■ What is needed:
Set down the data below from its first line to the line holding "const ROW_LINES = [0, 1, 2, 3, 4];", inclusive; omit all pictures.

■ Dataset content:
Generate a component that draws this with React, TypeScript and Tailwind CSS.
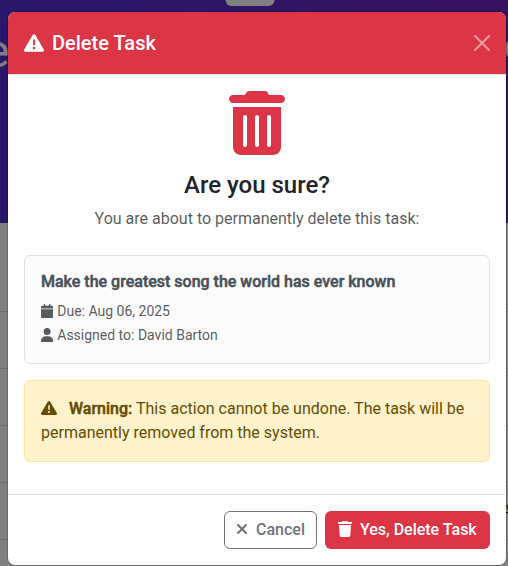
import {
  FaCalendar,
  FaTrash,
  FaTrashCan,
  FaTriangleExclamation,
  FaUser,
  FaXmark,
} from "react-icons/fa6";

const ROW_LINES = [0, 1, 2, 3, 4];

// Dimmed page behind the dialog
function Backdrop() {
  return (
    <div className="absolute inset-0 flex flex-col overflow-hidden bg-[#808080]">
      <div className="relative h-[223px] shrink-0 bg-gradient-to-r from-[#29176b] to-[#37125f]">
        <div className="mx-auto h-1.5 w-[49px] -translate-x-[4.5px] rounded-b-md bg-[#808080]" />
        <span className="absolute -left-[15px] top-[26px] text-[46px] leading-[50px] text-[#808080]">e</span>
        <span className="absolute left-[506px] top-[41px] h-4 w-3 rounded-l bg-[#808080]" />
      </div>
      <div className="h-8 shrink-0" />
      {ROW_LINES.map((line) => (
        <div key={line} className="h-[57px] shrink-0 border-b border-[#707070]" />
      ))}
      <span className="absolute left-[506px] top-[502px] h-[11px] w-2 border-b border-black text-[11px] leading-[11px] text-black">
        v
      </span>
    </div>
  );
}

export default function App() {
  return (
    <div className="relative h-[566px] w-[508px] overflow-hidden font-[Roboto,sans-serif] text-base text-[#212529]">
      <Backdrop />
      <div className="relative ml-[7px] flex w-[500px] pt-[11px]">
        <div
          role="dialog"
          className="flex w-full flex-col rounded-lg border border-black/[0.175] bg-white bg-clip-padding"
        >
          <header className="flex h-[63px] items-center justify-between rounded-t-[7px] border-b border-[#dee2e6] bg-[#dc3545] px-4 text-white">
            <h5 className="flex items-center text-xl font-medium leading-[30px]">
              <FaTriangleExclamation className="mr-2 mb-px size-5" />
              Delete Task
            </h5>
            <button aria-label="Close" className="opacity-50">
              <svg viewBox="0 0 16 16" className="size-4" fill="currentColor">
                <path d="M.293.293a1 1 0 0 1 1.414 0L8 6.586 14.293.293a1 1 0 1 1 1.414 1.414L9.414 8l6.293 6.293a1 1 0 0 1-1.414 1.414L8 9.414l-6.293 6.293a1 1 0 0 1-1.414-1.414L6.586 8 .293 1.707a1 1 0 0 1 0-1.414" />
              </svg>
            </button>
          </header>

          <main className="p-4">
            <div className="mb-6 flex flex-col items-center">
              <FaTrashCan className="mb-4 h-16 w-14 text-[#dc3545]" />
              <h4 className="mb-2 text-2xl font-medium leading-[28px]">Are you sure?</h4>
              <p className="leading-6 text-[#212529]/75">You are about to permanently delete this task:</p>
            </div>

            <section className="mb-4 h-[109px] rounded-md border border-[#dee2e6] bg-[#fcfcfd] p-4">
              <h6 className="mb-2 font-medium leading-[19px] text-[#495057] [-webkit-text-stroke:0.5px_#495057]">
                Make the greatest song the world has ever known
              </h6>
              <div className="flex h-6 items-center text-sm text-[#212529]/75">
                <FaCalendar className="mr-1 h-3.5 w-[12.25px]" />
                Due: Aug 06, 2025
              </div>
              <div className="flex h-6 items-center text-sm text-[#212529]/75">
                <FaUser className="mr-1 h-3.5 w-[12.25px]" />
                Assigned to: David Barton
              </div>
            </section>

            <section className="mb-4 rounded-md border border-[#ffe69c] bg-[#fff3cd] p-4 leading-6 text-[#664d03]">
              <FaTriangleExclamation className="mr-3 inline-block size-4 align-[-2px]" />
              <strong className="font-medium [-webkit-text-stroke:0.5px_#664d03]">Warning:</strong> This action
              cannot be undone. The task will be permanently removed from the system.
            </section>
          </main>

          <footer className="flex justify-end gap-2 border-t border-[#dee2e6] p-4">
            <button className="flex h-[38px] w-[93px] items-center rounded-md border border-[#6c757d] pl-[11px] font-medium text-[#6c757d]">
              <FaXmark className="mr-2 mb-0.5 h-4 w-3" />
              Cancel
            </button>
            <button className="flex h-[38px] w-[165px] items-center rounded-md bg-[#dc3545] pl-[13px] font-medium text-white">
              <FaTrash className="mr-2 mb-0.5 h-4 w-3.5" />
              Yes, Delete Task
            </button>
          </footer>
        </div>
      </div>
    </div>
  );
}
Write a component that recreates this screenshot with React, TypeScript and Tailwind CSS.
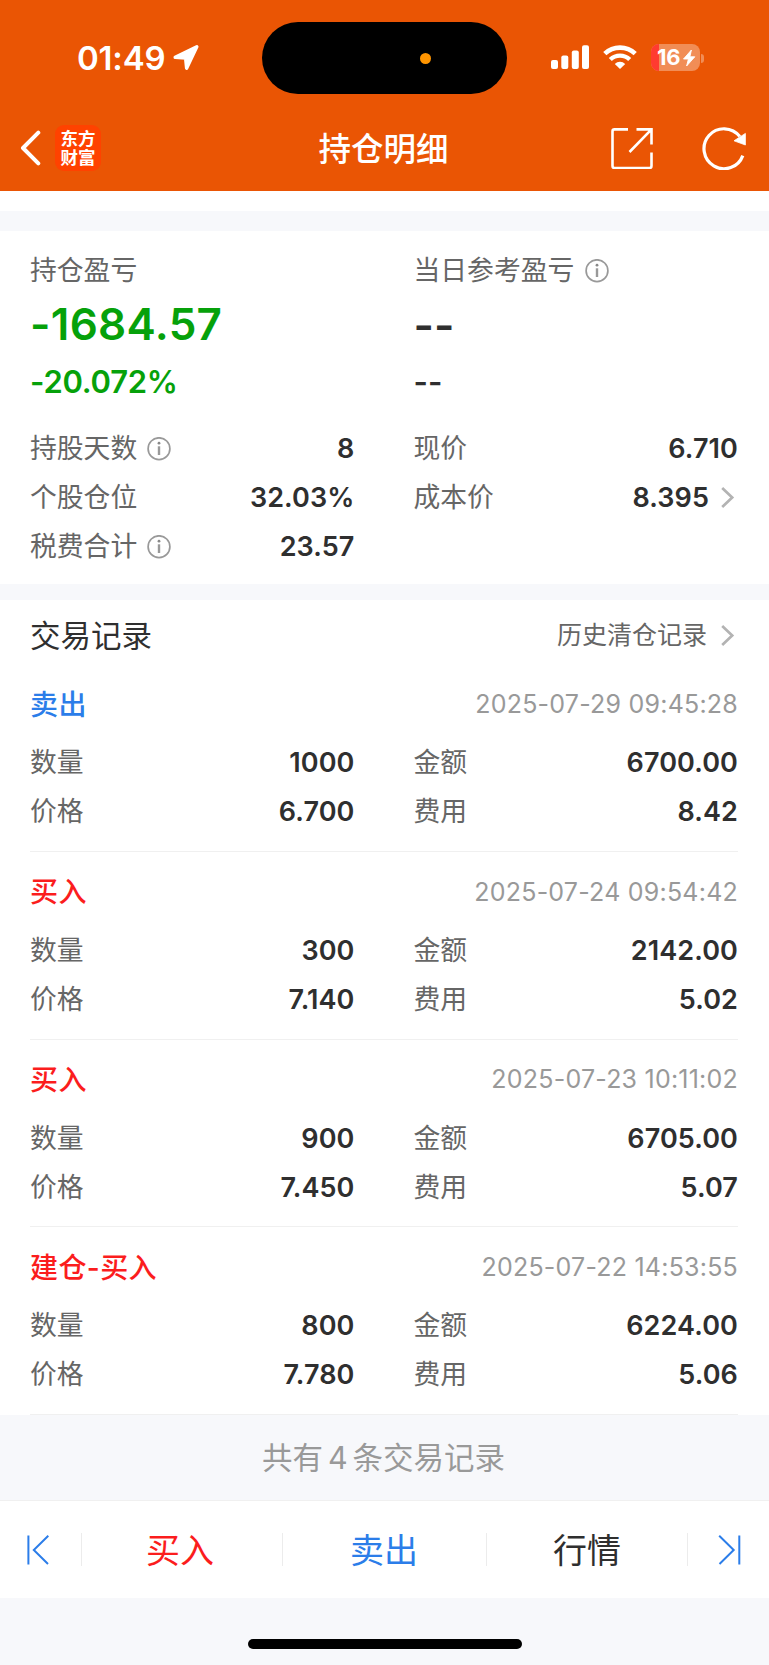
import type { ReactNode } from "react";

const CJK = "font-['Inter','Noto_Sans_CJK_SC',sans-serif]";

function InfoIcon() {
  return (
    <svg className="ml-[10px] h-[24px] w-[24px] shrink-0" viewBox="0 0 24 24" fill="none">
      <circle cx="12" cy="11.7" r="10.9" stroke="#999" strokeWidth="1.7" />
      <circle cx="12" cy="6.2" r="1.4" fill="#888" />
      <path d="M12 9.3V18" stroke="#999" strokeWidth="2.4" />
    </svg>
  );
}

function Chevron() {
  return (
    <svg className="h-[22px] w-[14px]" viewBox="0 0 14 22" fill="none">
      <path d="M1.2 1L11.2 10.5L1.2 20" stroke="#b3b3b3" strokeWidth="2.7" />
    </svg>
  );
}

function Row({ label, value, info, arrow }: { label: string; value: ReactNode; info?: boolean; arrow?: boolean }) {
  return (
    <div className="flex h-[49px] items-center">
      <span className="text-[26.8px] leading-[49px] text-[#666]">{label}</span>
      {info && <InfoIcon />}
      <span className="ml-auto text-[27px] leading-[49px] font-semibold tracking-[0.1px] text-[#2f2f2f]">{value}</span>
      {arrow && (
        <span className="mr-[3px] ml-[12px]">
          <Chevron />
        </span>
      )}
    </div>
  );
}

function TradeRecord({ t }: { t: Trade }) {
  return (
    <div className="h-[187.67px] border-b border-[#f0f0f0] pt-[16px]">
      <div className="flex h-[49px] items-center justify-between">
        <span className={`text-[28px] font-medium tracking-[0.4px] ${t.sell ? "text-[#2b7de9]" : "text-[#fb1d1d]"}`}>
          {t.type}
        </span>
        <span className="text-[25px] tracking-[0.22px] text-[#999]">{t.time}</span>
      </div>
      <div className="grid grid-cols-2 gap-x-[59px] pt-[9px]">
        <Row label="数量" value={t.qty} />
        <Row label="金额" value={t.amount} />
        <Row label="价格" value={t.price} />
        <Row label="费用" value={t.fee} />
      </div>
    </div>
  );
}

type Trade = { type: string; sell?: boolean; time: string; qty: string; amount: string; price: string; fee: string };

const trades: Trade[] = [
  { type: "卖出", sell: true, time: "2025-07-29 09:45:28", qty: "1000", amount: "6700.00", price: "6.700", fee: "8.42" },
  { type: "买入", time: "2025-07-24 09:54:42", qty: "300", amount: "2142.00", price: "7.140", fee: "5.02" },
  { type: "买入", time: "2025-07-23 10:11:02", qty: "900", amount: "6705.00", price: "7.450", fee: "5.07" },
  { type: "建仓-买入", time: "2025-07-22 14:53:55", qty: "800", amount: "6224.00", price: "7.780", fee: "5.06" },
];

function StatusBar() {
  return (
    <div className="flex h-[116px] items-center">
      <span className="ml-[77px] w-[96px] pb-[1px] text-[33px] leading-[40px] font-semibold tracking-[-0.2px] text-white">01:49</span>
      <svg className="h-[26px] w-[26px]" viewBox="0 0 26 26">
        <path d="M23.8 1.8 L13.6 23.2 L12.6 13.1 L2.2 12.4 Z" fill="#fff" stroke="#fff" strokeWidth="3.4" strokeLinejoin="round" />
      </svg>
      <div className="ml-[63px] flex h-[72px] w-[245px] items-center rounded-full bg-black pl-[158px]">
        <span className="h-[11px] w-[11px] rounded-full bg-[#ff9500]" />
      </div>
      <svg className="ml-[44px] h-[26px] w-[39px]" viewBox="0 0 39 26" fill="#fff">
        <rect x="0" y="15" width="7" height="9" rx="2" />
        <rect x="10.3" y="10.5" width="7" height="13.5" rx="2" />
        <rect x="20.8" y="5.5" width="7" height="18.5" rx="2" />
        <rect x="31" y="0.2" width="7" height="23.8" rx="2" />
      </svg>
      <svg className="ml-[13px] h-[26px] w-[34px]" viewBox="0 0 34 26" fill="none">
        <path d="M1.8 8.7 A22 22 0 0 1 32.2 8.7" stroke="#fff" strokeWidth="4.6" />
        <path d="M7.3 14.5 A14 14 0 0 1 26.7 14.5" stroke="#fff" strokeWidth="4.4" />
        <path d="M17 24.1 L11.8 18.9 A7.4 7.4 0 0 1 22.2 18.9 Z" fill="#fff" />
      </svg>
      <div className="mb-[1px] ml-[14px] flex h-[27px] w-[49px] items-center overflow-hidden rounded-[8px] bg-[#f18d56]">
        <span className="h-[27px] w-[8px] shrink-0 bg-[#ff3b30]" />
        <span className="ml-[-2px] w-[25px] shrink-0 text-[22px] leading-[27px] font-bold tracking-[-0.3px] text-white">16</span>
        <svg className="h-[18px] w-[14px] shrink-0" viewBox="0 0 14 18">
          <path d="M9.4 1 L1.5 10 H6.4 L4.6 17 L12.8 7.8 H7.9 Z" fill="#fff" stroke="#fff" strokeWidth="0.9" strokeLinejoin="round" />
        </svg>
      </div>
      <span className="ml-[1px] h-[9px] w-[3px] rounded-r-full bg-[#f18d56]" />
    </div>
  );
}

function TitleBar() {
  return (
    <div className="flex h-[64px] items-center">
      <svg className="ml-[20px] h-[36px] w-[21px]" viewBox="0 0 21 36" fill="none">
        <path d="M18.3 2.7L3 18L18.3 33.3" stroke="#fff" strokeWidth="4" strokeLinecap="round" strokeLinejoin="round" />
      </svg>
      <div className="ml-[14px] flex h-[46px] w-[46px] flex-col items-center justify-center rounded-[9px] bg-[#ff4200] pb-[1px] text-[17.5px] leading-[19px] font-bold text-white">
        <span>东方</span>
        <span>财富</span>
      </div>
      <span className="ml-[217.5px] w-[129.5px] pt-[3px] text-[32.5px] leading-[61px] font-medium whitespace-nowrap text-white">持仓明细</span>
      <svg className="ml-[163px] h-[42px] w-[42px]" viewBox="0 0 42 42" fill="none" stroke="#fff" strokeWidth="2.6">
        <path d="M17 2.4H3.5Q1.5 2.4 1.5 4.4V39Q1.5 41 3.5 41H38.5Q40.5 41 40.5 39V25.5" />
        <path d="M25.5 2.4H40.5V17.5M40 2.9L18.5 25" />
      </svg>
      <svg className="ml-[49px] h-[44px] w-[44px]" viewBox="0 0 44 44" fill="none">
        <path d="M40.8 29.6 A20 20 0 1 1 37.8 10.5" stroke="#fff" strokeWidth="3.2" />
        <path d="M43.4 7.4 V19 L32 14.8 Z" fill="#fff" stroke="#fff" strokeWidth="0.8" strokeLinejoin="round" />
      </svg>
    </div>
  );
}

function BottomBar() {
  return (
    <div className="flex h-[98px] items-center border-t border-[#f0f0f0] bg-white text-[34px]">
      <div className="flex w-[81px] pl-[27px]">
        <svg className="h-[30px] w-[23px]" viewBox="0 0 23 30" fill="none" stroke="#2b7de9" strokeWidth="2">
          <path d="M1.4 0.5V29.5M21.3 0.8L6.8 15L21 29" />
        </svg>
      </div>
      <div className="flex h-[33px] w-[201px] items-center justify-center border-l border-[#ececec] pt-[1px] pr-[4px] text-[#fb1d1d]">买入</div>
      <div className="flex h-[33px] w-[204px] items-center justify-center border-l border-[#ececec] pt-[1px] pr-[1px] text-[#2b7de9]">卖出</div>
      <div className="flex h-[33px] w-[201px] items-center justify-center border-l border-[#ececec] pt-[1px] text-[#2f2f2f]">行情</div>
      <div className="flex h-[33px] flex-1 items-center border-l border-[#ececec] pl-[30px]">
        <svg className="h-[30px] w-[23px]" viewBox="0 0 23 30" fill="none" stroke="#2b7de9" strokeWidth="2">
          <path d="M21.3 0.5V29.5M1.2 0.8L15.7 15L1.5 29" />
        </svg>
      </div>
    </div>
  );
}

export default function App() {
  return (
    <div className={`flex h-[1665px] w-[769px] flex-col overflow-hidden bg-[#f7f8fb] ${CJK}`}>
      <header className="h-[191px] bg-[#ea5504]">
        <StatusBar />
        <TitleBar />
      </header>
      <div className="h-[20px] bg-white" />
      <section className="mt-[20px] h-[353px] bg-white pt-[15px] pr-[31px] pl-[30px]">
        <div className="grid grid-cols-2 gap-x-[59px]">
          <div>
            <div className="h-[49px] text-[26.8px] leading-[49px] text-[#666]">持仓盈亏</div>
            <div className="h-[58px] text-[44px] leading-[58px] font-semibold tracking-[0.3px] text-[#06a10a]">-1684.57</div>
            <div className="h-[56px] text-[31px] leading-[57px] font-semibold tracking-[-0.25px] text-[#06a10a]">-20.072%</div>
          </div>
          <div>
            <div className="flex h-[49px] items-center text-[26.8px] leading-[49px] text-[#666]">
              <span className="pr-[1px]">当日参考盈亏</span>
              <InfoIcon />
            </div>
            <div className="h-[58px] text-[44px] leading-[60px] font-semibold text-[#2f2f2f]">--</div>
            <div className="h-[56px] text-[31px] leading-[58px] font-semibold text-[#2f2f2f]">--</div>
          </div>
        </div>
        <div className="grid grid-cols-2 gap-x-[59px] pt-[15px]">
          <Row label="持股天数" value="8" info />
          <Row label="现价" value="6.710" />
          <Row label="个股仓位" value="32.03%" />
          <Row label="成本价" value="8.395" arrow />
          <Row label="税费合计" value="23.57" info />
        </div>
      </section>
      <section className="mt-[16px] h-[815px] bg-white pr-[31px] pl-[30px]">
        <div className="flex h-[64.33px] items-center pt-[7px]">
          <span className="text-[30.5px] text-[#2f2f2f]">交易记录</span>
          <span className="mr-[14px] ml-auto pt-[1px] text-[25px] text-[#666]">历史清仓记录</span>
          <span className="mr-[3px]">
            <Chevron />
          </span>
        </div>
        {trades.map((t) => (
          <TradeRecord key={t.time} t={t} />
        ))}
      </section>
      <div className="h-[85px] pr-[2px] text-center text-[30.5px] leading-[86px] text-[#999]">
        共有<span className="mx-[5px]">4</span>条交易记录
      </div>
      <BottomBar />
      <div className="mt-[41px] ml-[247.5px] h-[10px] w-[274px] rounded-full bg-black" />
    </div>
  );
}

■ Answer to the exercise:
Generate a component that draws this with React, TypeScript and Tailwind CSS.
import {
  FaCalendar,
  FaTrash,
  FaTrashCan,
  FaTriangleExclamation,
  FaUser,
  FaXmark,
} from "react-icons/fa6";

const ROW_LINES = [0, 1, 2, 3, 4];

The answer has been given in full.